I came here to suggest the same thing. I started with real analysis but realized that I was lacking the mathematical maturity to understand things back to first principles. My suggestion is to start with learning how the foundations of mathematics were rebuilt starting from axiomatic principles in the last part of the 19th century and early 20th century.

The book How to Prove It helped me tremendously. Get a good book on abstract algebra. Maybe start with Herstein, then progress to Dummit and Foote and, maybe eventually, to Hungerford. This is the kind of math that will help you reason about data sets. It's foundational in mathematics and it also happens to be very applicable to computer science.

After that, you will have a strong basis for branching out to more specialized branches of mathematics that may have more relevance to the types of problems that you're solving.

nicklaf|11 years ago

That is excellent advice.

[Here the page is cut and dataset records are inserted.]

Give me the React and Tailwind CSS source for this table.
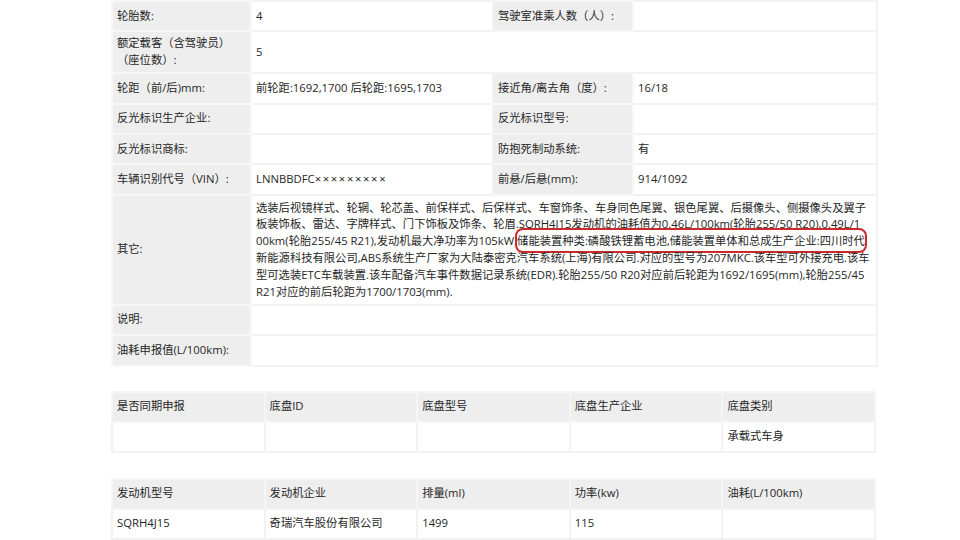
import React from 'react';

const font = { fontFamily: '"Open Sans", "Noto Sans CJK SC", sans-serif' };

const label = 'bg-[#eeeeee] border-2 border-[#f7f7f7] px-[4px] align-middle';
const value = 'bg-white border-2 border-[#f2f2f2] px-[4px] align-middle';

function Row({ h = 'h-[30.5px]', children }) {
  return <tr className={h}>{children}</tr>;
}

const otherLines = [
  '选装后视镜样式、轮辋、轮芯盖、前保样式、后保样式、车窗饰条、车身同色尾翼、银色尾翼、后摄像头、侧摄像头及翼子',
  '板装饰板、雷达、字牌样式、门下饰板及饰条、轮眉.SQRH4J15发动机的油耗值为0.46L/100km(轮胎255/50 R20),0.49L/1',
  null,
  '新能源科技有限公司,ABS系统生产厂家为大陆泰密克汽车系统(上海)有限公司.对应的型号为207MKC.该车型可外接充电.该车',
  '型可选装ETC车载装置.该车配备汽车事件数据记录系统(EDR).轮胎255/50 R20对应前后轮距为1692/1695(mm),轮胎255/45',
  'R21对应的前后轮距为1700/1703(mm).',
];

function SmallTable({ head, body }) {
  return (
    <table className="w-[765px] table-fixed border-collapse">
      <tbody>
        <tr className="h-[30px]">
          {head.map((t, i) => (
            <td key={i} className="bg-[#eeeeee] border-2 border-[#f5f5f5] px-[4px]">{t}</td>
          ))}
        </tr>
        <tr className="h-[30px]">
          {body.map((t, i) => (
            <td key={i} className="bg-white border-2 border-[#f2f2f2] px-[4px]">{t}</td>
          ))}
        </tr>
      </tbody>
    </table>
  );
}

export default function App() {
  return (
    <div className="w-[960px] h-[540px] overflow-hidden bg-white text-[#262626] text-[11.3px] leading-[16.8px]" style={font}>
      <div className="pl-[111px] flex flex-col">
        <table className="w-[765px] table-fixed border-collapse">
          <colgroup>
            <col className="w-[139px]" />
            <col className="w-[242px]" />
            <col className="w-[140px]" />
            <col className="w-[244px]" />
          </colgroup>
          <tbody>
            <Row h="h-[30px]">
              <td className={label}>轮胎数:</td>
              <td className={value}>4</td>
              <td className={label}>驾驶室准乘人数（人）:</td>
              <td className={value}></td>
            </Row>
            <Row h="h-[42px]">
              <td className={label}>额定载客（含驾驶员）<br />（座位数）:</td>
              <td className={value} colSpan={3}>5</td>
            </Row>
            <Row>
              <td className={label}>轮距（前/后)mm:</td>
              <td className={value}>前轮距:1692,1700 后轮距:1695,1703</td>
              <td className={label}>接近角/离去角（度）:</td>
              <td className={value}>16/18</td>
            </Row>
            <Row>
              <td className={label}>反光标识生产企业:</td>
              <td className={value}></td>
              <td className={label}>反光标识型号:</td>
              <td className={value}></td>
            </Row>
            <Row h="h-[30px]">
              <td className={label}>反光标识商标:</td>
              <td className={value}></td>
              <td className={label}>防抱死制动系统:</td>
              <td className={value}>有</td>
            </Row>
            <Row>
              <td className={label}>车辆识别代号（VIN）:</td>
              <td className={value}>
                LNNBBDFC<span className="tracking-[1.6px]">×××××××××</span>
              </td>
              <td className={label}>前悬/后悬(mm):</td>
              <td className={value}>914/1092</td>
            </Row>
            <Row h="h-[110px]">
              <td className={label}>其它:</td>
              <td className={`${value} pt-[2px] pb-[1px]`} colSpan={3}>
                {otherLines.map((l, i) =>
                  l ? (
                    <div key={i} className="whitespace-nowrap">{l}</div>
                  ) : (
                    <div key={i} className="whitespace-nowrap">
                      00km(轮胎255/45 R21),发动机最大净功率为105kW,
                      <span className="rounded-[6px] ring-2 ring-[#cc2a2a] py-[3px]">储能装置种类:磷酸铁锂蓄电池,储能装置单体和总成生产企业:四川时代</span>
                    </div>
                  )
                )}
              </td>
            </Row>
            <Row h="h-[30px]">
              <td className={label}>说明:</td>
              <td className={value} colSpan={3}></td>
            </Row>
            <Row h="h-[31px]">
              <td className={label}>油耗申报值(L/100km):</td>
              <td className={value} colSpan={3}></td>
            </Row>
          </tbody>
        </table>

        <div className="mt-[24px]">
          <SmallTable
            head={['是否同期申报', '底盘ID', '底盘型号', '底盘生产企业', '底盘类别']}
            body={['', '', '', '', '承载式车身']}
          />
        </div>

        <div className="mt-[25px]">
          <SmallTable
            head={['发动机型号', '发动机企业', '排量(ml)', '功率(kw)', '油耗(L/100km)']}
            body={['SQRH4J15', '奇瑞汽车股份有限公司', '1499', '115', '']}
          />
        </div>
      </div>
    </div>
  );
}
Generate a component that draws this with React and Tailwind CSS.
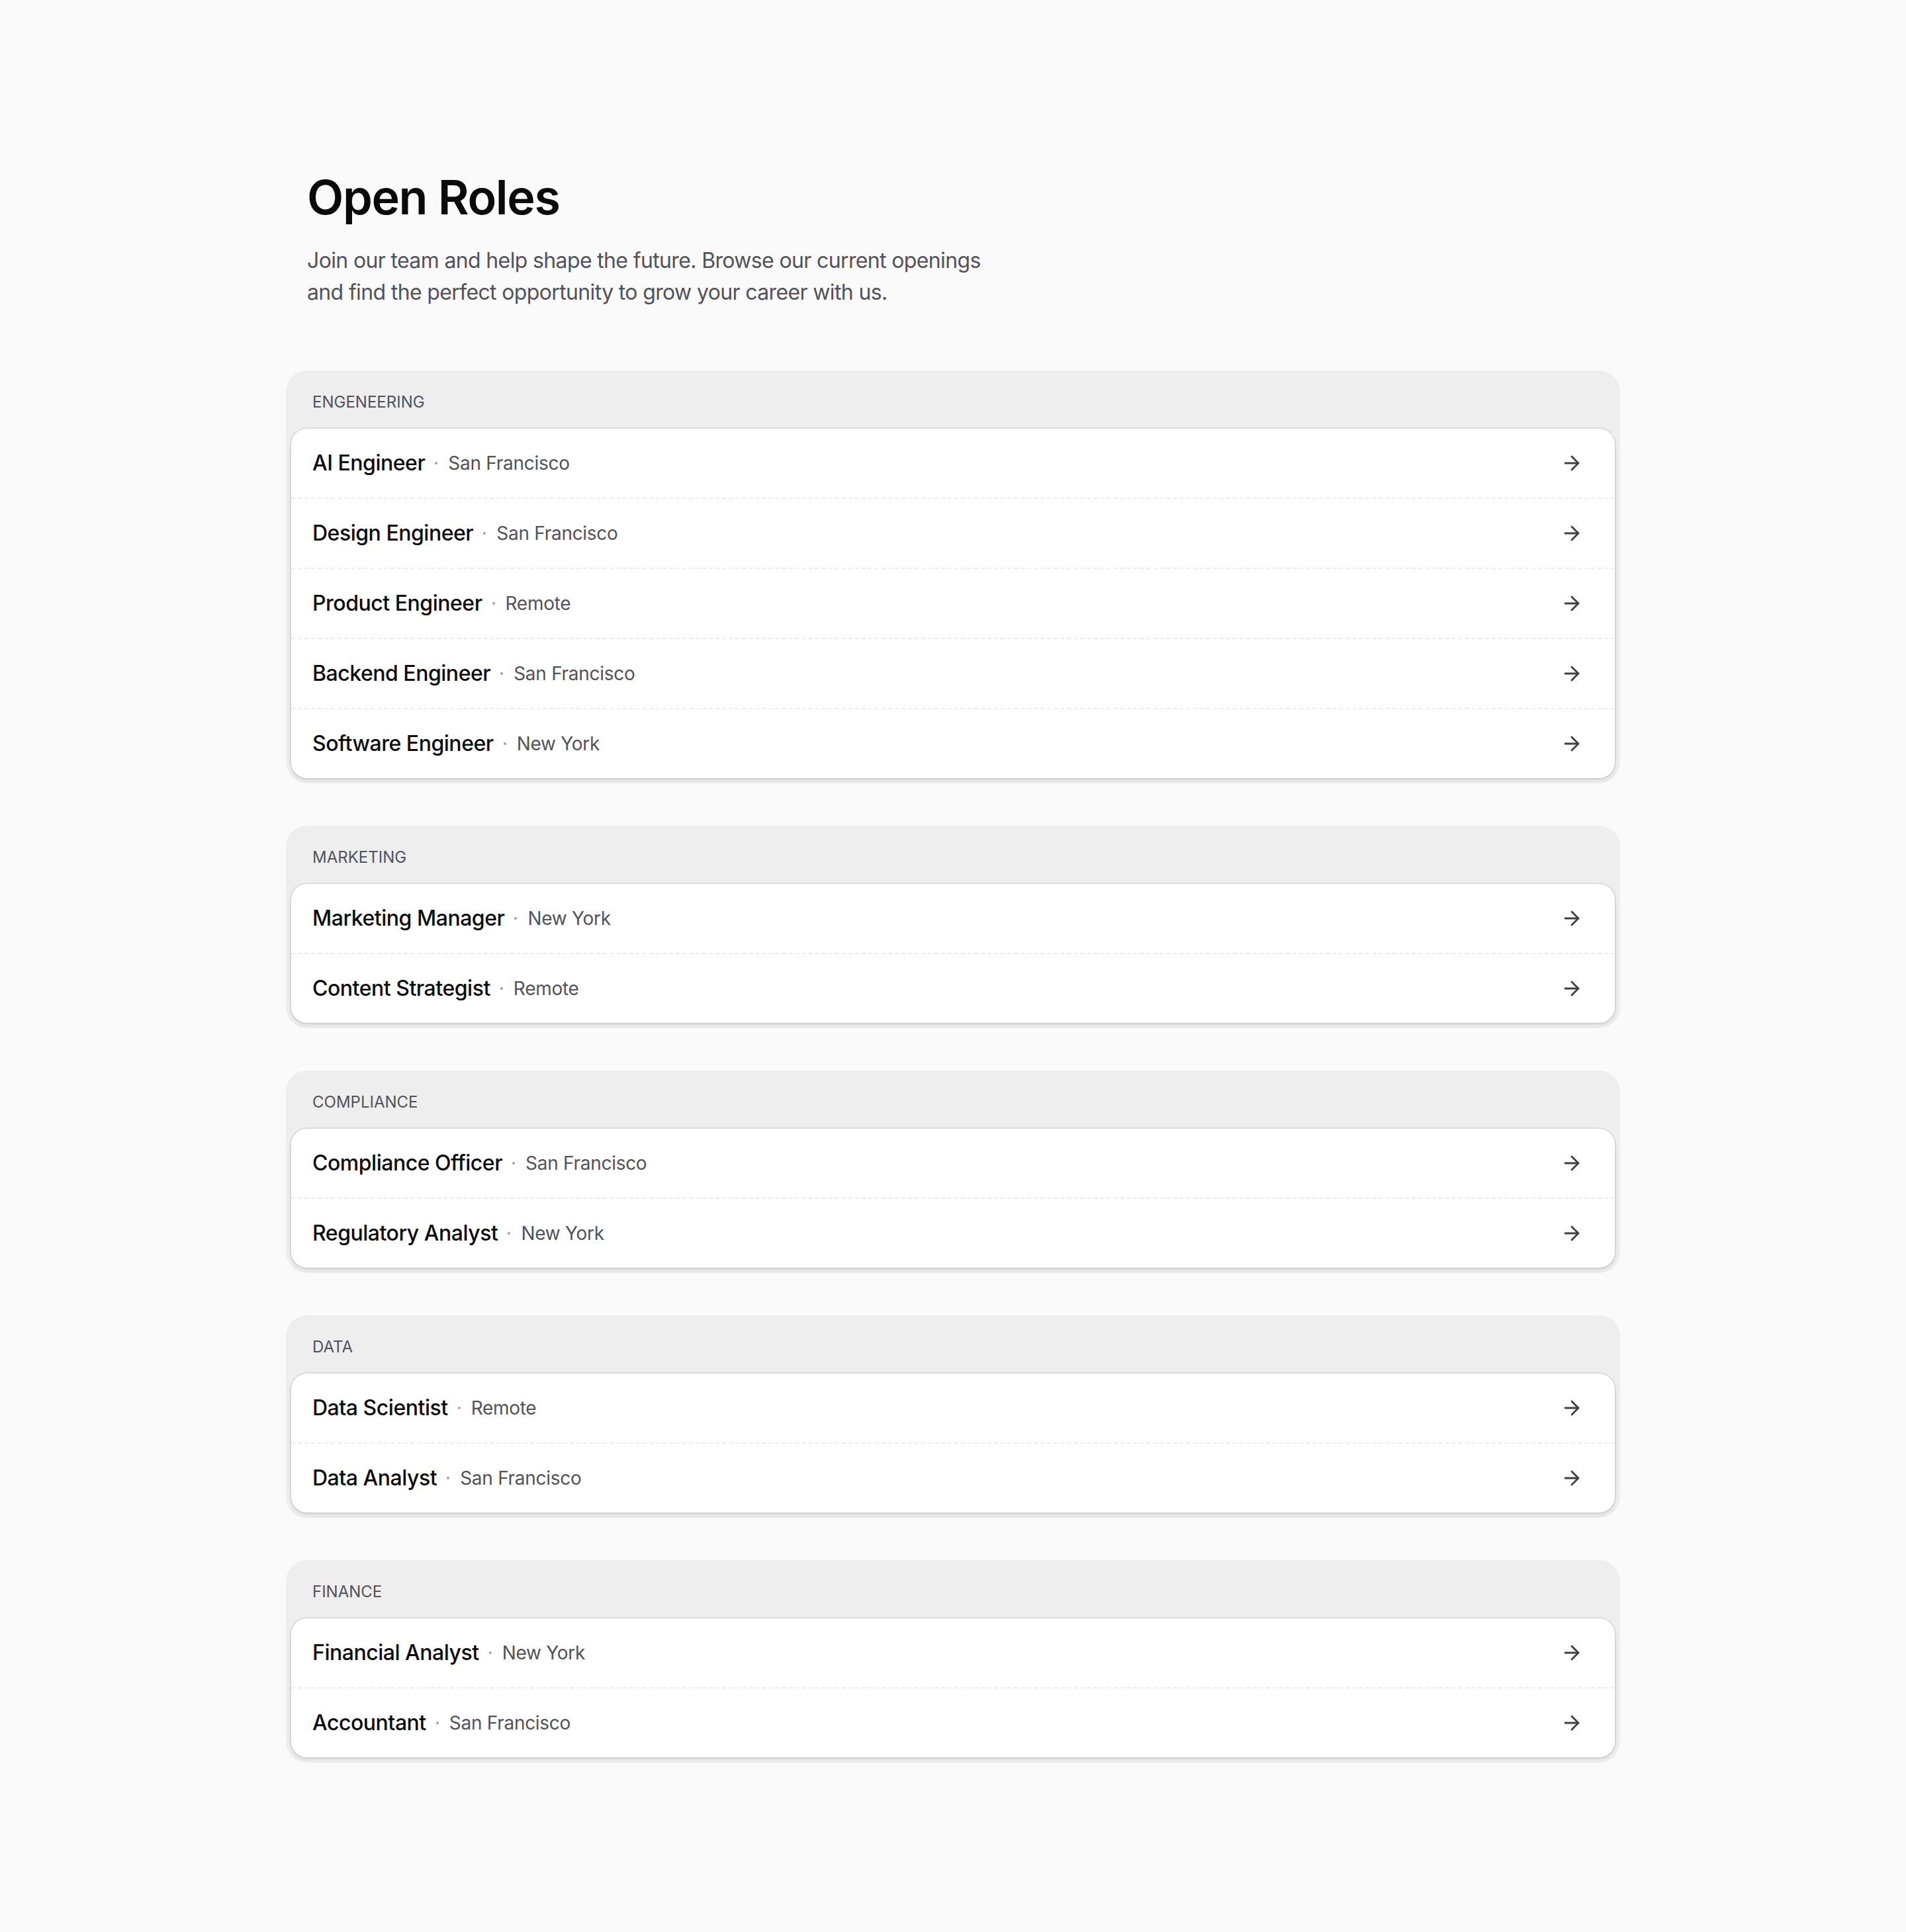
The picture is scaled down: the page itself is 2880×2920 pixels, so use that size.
import React from "react";

const departments = [
  {
    name: "Engeneering",
    roles: [
      { title: "AI Engineer", location: "San Francisco" },
      { title: "Design Engineer", location: "San Francisco" },
      { title: "Product Engineer", location: "Remote" },
      { title: "Backend Engineer", location: "San Francisco" },
      { title: "Software Engineer", location: "New York" },
    ],
  },
  {
    name: "Marketing",
    roles: [
      { title: "Marketing Manager", location: "New York" },
      { title: "Content Strategist", location: "Remote" },
    ],
  },
  {
    name: "Compliance",
    roles: [
      { title: "Compliance Officer", location: "San Francisco" },
      { title: "Regulatory Analyst", location: "New York" },
    ],
  },
  {
    name: "Data",
    roles: [
      { title: "Data Scientist", location: "Remote" },
      { title: "Data Analyst", location: "San Francisco" },
    ],
  },
  {
    name: "Finance",
    roles: [
      { title: "Financial Analyst", location: "New York" },
      { title: "Accountant", location: "San Francisco" },
    ],
  },
];

function ArrowRight() {
  return (
    <svg
      width="34"
      height="34"
      viewBox="0 0 24 24"
      fill="none"
      stroke="currentColor"
      strokeWidth="2"
      strokeLinecap="round"
      strokeLinejoin="round"
    >
      <path d="M5 12h14" />
      <path d="m12 5 7 7-7 7" />
    </svg>
  );
}

function RoleRow({ role, last }) {
  return (
    <a
      href="#"
      className={
        "flex items-center justify-between pl-[32px] pr-[48px] " +
        (last ? "h-[104px]" : "h-[106px] border-b-2 border-dashed border-[#ececec]")
      }
    >
      <div className="flex items-center">
        <span className="text-[32px] leading-[48px] font-medium tracking-[-0.015em] text-[#0a0a0a]">
          {role.title}
        </span>
        <span className="ml-[15px] mr-[16px] h-[4px] w-[4px] rounded-full bg-[#a1a1aa]" />
        <span className="text-[28px] leading-[40px] tracking-[-0.01em] text-[#52525b]">
          {role.location}
        </span>
      </div>
      <span className="text-[#3f3f46]">
        <ArrowRight />
      </span>
    </a>
  );
}

function Department({ dept }) {
  return (
    <section className="rounded-[32px] bg-[#eeeeee] p-[8px]">
      <h2 className="px-[32px] py-[24px] text-[24px] leading-[32px] uppercase text-[#52525b]">
        {dept.name}
      </h2>
      <div className="rounded-[24px] bg-white shadow-[0_0_0_2px_rgba(0,0,0,0.07),0_4px_6px_rgba(0,0,0,0.07)]">
        {dept.roles.map((role, i) => (
          <RoleRow
            key={role.title}
            role={role}
            last={i === dept.roles.length - 1}
          />
        ))}
      </div>
    </section>
  );
}

export default function App() {
  return (
    <div
      className="min-h-screen bg-[#fafafa] py-[256px]"
      style={{ fontFamily: "Inter, 'Noto Sans', sans-serif" }}
    >
      <div className="mx-auto w-[2016px]">
        <header className="px-[32px] pt-[2px]">
          <h1 className="text-[72px] leading-[80px] font-semibold tracking-[-0.02em] text-[#0a0a0a]">
            Open Roles
          </h1>
          <p className="mt-[32px] max-w-[1040px] text-[32px] leading-[48px] tracking-[-0.02em] text-[#52525b]">
            Join our team and help shape the future. Browse our current openings
            and find the perfect opportunity to grow your career with us.
          </p>
        </header>
        <div className="mt-[94px] flex flex-col gap-[64px]">
          {departments.map((dept) => (
            <Department key={dept.name} dept={dept} />
          ))}
        </div>
      </div>
    </div>
  );
}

If the student is struggling to write proofs in her or his real analysis text, s/eh should definitely seek out "How to Prove It".

creatio|11 years ago

How To Prove It is definitely the best (it's the only I read till now though, apart from online tutorials and course notes) book on how to learn on your own. Especially since it details the thought process on how to prove something, has around 20 questions per subsection with answers (especially this is great)!

Another book that I think is great is 'Getallen: van natuurlijk naar imaginair', but its in Dutch.

sumgy|11 years ago

What language specifically are you looking at monads in? If it's anything other than haskell, I can give advice, having recently had the concept click, and gone through similar frustrations.

azmenthe|11 years ago

That would be awesome, I'm using Scala and I would like to incorporate more scalaz into my programming but I have yet to find information convincing me how to go from math concept to implemented functional design pattern.